PROMPT ->
Extract, from the listing that follows, each line containing the word "styles".

SUPPLIED MATERIAL ->
::::::::::
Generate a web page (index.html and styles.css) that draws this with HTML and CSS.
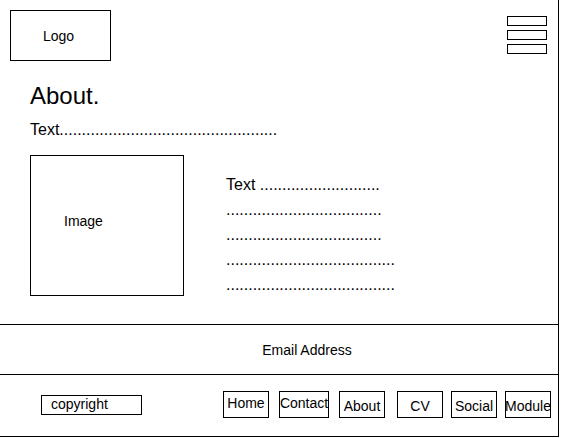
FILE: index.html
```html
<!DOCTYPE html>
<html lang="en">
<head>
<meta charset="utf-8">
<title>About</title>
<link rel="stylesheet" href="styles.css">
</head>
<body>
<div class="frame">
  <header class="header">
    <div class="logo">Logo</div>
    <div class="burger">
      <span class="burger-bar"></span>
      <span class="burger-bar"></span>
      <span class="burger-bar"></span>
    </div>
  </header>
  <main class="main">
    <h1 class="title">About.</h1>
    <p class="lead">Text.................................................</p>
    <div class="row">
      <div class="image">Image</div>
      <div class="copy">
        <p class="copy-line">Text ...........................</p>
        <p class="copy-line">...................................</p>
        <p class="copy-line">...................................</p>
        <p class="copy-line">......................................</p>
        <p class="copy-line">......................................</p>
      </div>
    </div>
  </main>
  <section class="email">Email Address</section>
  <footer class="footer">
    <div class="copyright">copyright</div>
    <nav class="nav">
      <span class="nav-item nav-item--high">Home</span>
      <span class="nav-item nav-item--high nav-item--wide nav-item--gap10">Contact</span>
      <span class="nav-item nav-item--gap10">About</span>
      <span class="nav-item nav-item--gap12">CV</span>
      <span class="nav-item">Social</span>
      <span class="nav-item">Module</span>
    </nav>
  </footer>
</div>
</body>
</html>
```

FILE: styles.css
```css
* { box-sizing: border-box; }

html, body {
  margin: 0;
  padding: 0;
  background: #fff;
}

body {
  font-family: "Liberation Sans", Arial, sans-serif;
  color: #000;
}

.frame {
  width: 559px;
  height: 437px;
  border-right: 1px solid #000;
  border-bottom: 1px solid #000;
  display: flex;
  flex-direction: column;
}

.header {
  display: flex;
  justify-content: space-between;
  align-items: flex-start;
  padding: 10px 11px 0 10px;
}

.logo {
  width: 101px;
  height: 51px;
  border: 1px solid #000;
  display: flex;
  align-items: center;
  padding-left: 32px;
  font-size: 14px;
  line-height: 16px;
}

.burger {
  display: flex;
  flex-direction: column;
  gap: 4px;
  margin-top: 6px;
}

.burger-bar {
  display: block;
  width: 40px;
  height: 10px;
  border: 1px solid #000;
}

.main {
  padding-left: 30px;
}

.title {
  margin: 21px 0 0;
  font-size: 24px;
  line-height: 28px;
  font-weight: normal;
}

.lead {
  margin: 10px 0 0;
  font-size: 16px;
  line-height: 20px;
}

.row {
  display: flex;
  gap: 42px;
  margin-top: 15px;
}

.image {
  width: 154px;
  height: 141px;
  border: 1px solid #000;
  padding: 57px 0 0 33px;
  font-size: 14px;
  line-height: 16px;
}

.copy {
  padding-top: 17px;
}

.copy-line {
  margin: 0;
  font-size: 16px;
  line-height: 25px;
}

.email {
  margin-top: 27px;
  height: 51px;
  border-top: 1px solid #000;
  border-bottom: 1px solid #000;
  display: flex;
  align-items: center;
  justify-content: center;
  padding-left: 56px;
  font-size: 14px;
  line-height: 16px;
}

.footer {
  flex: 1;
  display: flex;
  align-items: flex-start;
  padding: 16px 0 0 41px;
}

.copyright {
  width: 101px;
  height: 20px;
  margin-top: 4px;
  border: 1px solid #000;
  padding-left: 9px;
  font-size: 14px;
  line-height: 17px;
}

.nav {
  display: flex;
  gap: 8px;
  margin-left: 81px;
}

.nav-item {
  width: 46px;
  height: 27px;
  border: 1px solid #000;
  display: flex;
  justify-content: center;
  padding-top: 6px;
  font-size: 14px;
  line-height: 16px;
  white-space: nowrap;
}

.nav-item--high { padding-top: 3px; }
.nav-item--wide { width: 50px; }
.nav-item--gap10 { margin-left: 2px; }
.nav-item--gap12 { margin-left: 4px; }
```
::::::::::
FINAL ANSWER ->
Generate a web page (index.html and styles.css) that draws this with HTML and CSS.
<link rel="stylesheet" href="styles.css">
FILE: styles.css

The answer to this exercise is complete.